That's a good way if putting it.
Storyteller was pretty much the headspace leader in the hobby in the 90s, as TSR was imploding, sure, and RQ was one of the first/strongest 'core systems' (BRP), and was essentially adapted into other games and genres the way d20 was 20 years later, just by a single company, rather than 3pps.
D&D has barely evolved, at all, and, while relatively few other systems go through multiple editions, those that do can evolve quite a bit - Hero went from an amateurish typewriter-font superhero game, to a Universal System the likes of GURPS, in 4 editions, for instance.
But, while so many other games just get published and never get a 2nd ed in which to incrementally change, in aggregate they've constituted a lot of evolution (with the kinds of indie games referenced by Campbell, above being 'more evolved' examples), which D&D has generally eschewed.
That's the downside of the network effect: to keep it going, the game can't afford to change much, even in a more flexible, 'evolved,' or more inclusive direction.
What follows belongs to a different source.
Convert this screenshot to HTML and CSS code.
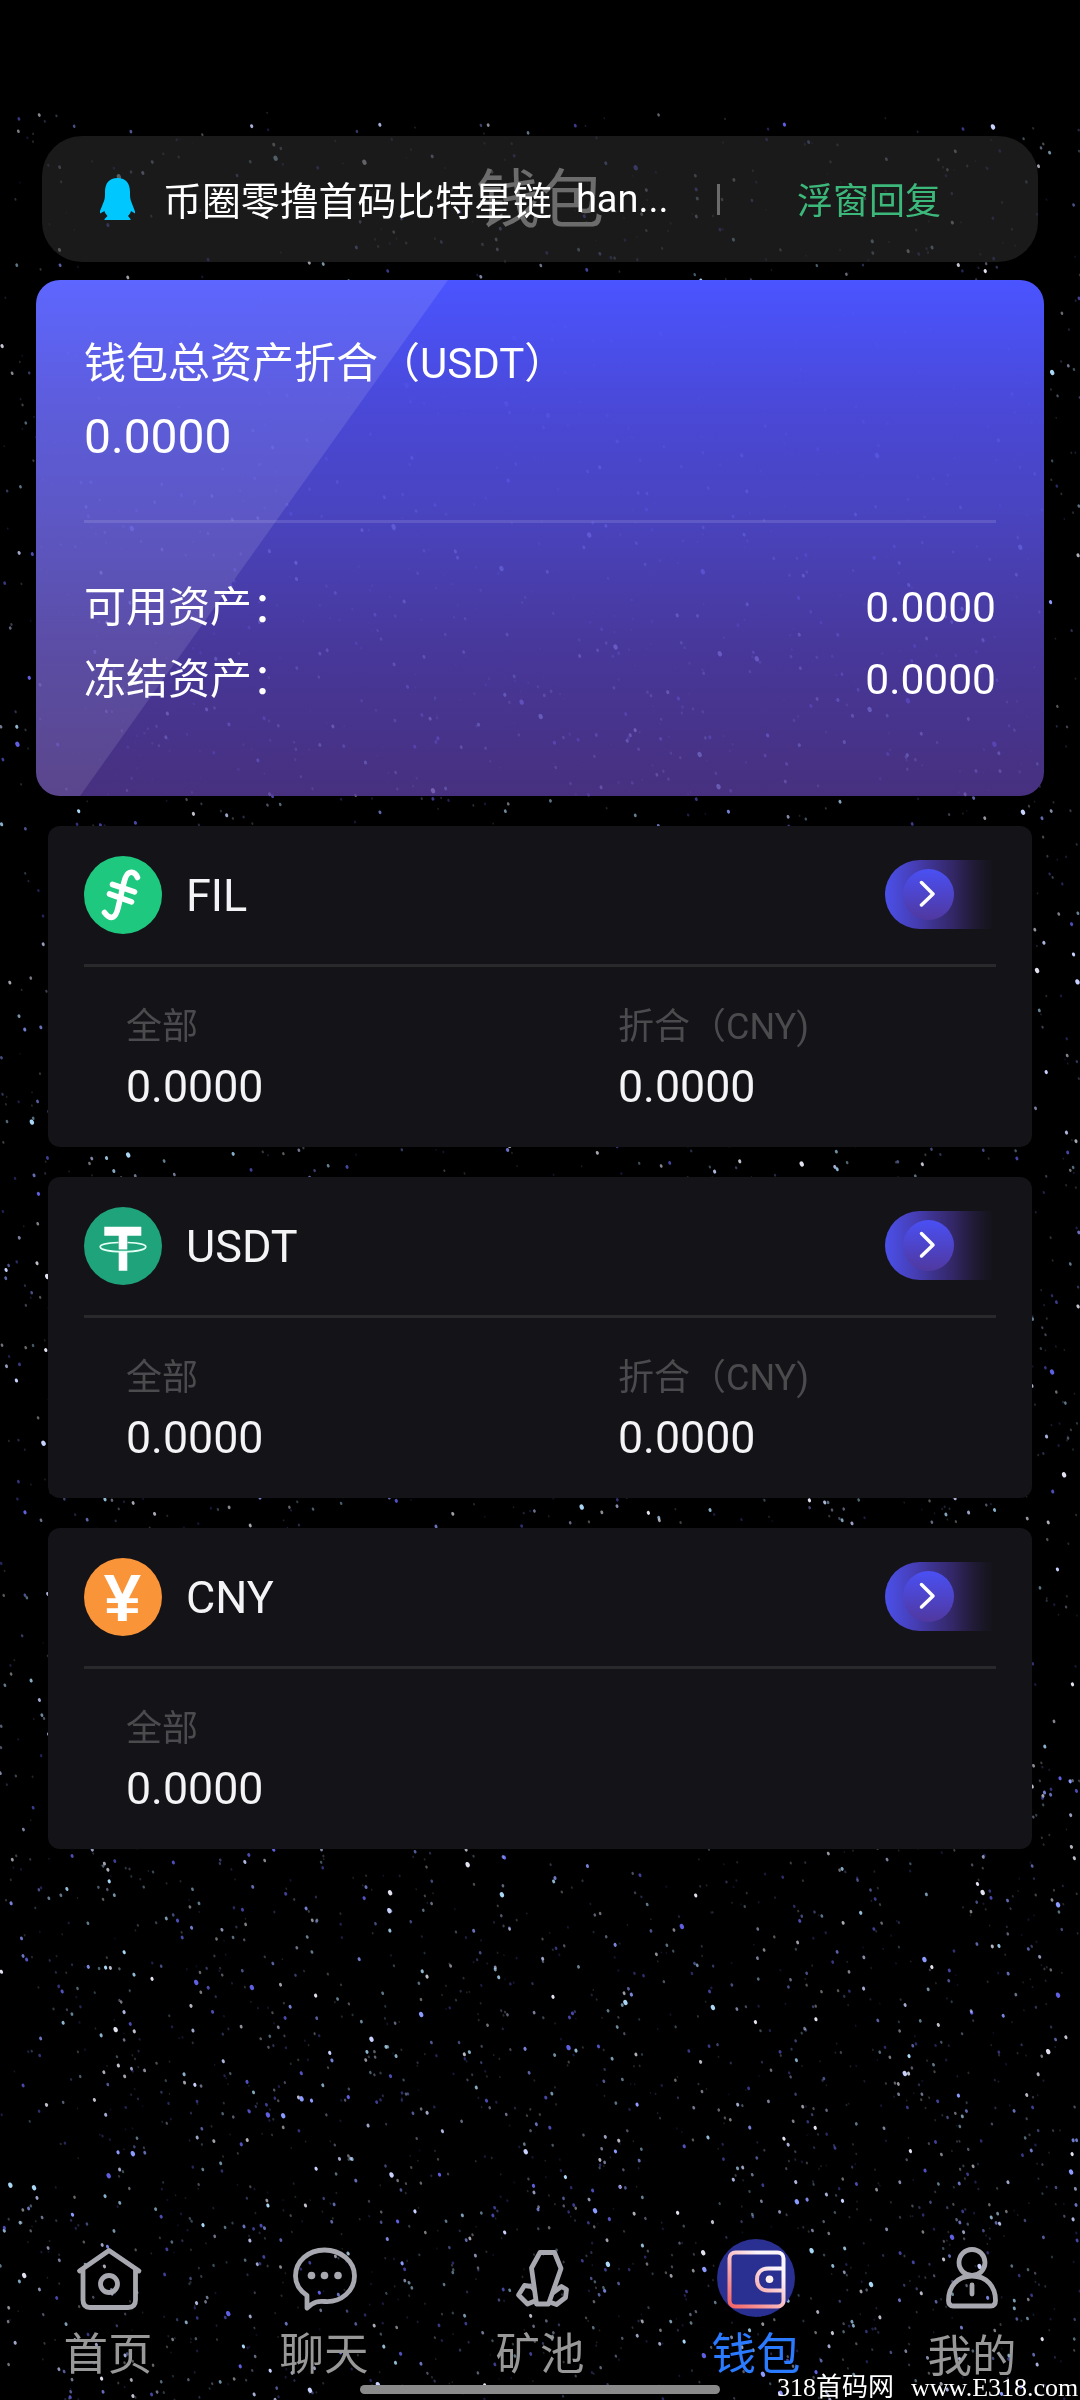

So D&D, today, is not really all that different from the fad years, when we were brute-force adapting it to even the most wildly unsuited uses.
That's not just good for maintaining the legacy network and the decades of experience built into it, it's great for returning players, as well, still recognizably D&D, even if you've been away 20 or 30 years. But it does mean that the flexibility D&D does have (and that is confusing to Campbell, having experienced flexibility actually delivered by a system), is entirely delivered by the DMs constantly re-tooling it in spite of it's innate mechanical inflexibility.